### WRITTEN REQUEST
Retype the lines beneath this one, from the first through the line containing "import React from 'react';". Pictures are left out.

### RECORDED INFORMATION
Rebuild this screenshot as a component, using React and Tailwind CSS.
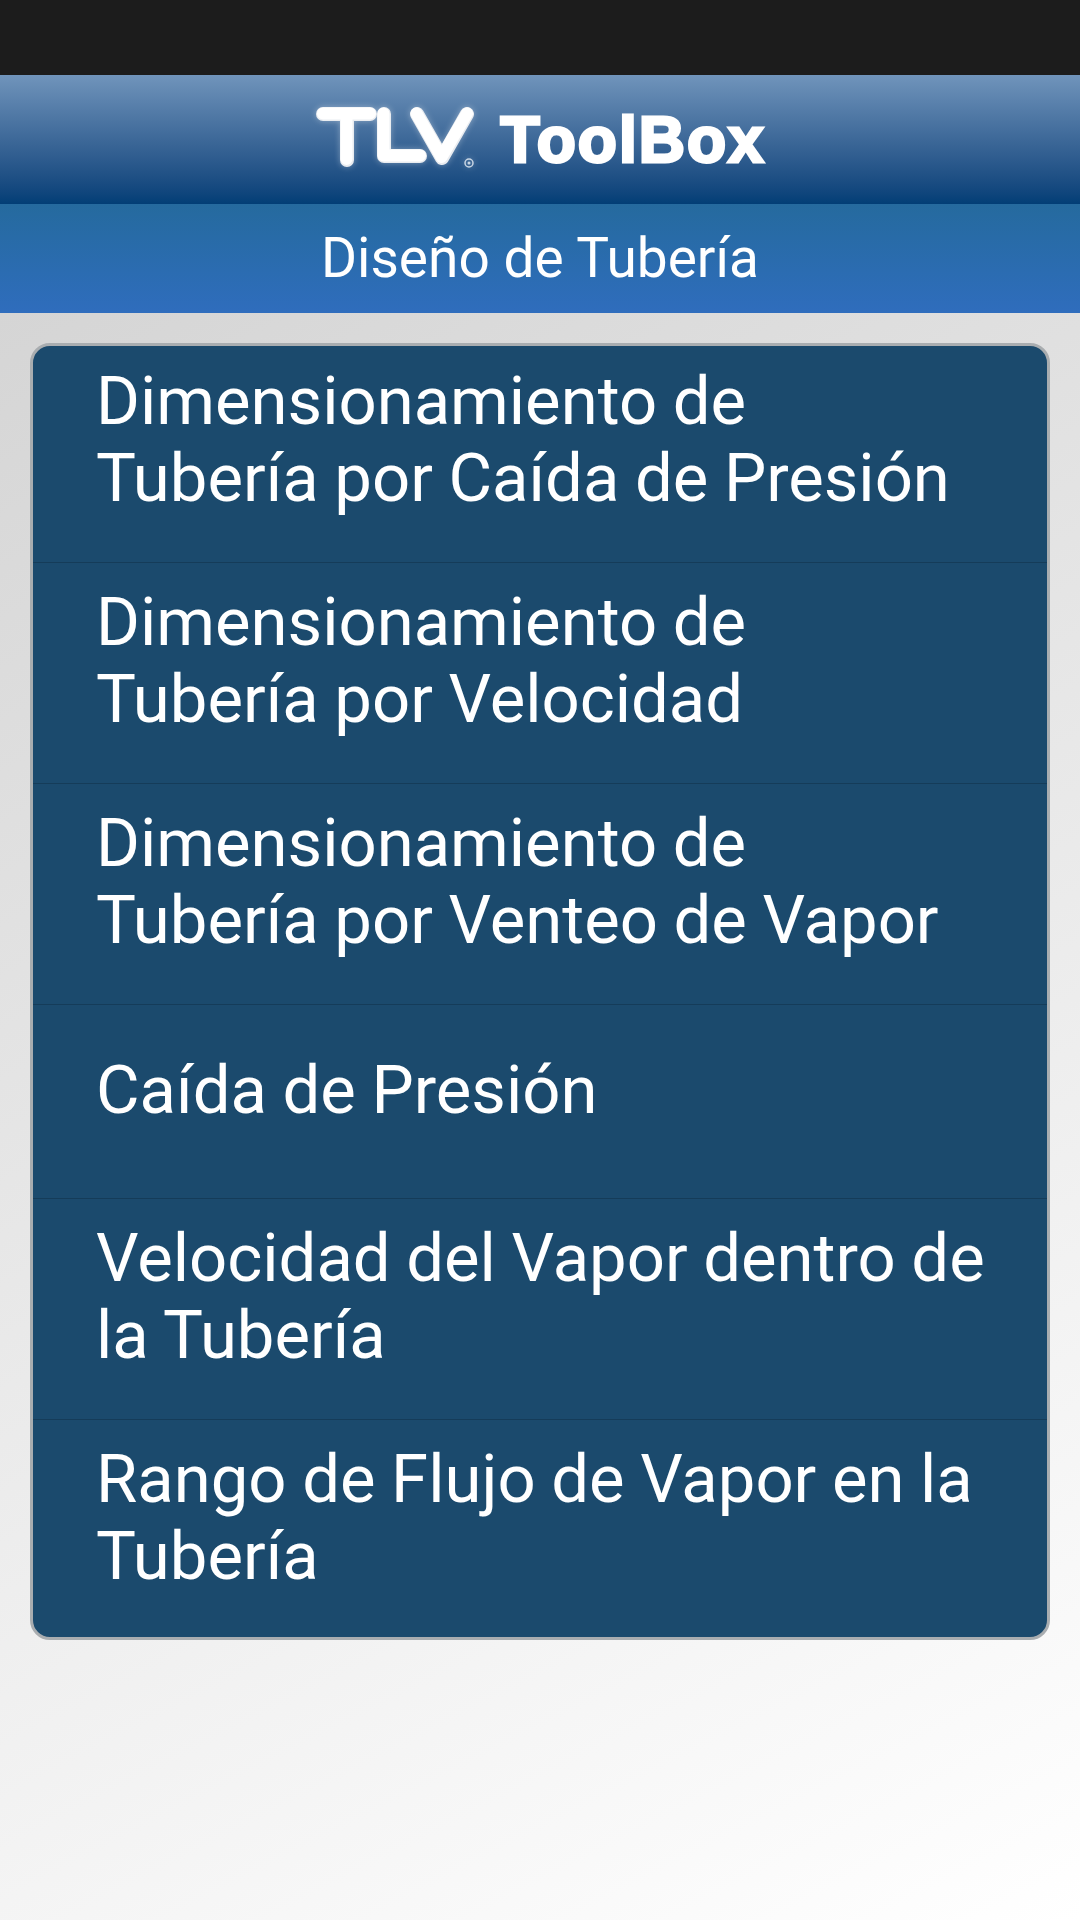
import React from 'react';

const opciones = [
  { lineas: ['Dimensionamiento de', 'Tubería por Caída de Presión'], clase: 'h-[217px] pt-[17px]' },
  { lineas: ['Dimensionamiento de', 'Tubería por Velocidad'], clase: 'h-[221px] pt-[21px]' },
  { lineas: ['Dimensionamiento de', 'Tubería por Venteo de Vapor'], clase: 'h-[221px] pt-[21px]' },
  { lineas: ['Caída de Presión'], clase: 'h-[194px] pt-[47px]' },
  { lineas: ['Velocidad del Vapor dentro de', 'la Tubería'], clase: 'h-[221px] pt-[21px]' },
  { lineas: ['Rango de Flujo de Vapor en la', 'Tubería'], clase: 'h-[217px] pt-[21px]' },
];

// Marca TLV dibujada con trazos redondeados
const LogoTLV = () => (
  <svg width="170" height="70" viewBox="0 0 170 70" aria-label="TLV" className="shrink-0 drop-shadow-[0_0_3px_rgba(255,255,255,0.35)]">
    <g fill="none" strokeLinecap="round" strokeLinejoin="round">
      <g stroke="#e9ecf0" strokeWidth="14">
        <path d="M9 9H56M33 9V55" />
        <path d="M70 9V51H106" />
        <path d="M103 9L128 53L153 9" />
      </g>
      <g stroke="#ffffff" strokeWidth="12">
        <path d="M9 8.5H56M32.5 8.5V54" />
        <path d="M69.5 8.5V50.5H106" />
        <path d="M102.5 8.5L127.5 52L153 8.5" />
      </g>
    </g>
    <circle cx="155" cy="58" r="4" fill="none" stroke="#c9d6e4" strokeWidth="1.5" />
    <circle cx="155" cy="58" r="1.5" fill="#c9d6e4" />
  </svg>
);

const App = () => {
  return (
    <div className="min-h-[1920px] flex flex-col font-['Roboto',sans-serif]">
      <div className="h-[75px] bg-[#1c1c1c]"></div>

      <header className="h-[129px] bg-gradient-to-b from-[#7094bb] to-[#023e76] flex items-center justify-center gap-[16px]">
        <LogoTLV />
        <span className="font-['Liberation_Sans',sans-serif] font-bold text-white text-[64px] leading-none tracking-[2px] [-webkit-text-stroke:3px_white]">
          ToolBox
        </span>
      </header>

      <div className="h-[109px] bg-gradient-to-b from-[#256a9e] to-[#2f6dbd] flex items-center justify-center text-white text-[55px]">
        Diseño de Tubería
      </div>

      <main className="flex-1 bg-[linear-gradient(153deg,#d5d5d5,#ffffff)] px-[30px] pt-[30px]">
        <div className="bg-[#1b4a6d] border-[3px] border-[#a9adb0] rounded-[20px] overflow-hidden">
          {opciones.map((opcion, index) => (
            <div
              key={index}
              className={`${opcion.clase} pl-[63px] text-white text-[67px] leading-[77px] [word-spacing:-1px] border-b border-[#153c59] last:border-b-0`}
            >
              {opcion.lineas.map((linea) => (
                <div key={linea} className="whitespace-nowrap">{linea}</div>
              ))}
            </div>
          ))}
        </div>
      </main>
    </div>
  );
};

export default App;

### RESPONSE TO THIS EXERCISE
Rebuild this screenshot as a component, using React and Tailwind CSS.
import React from 'react';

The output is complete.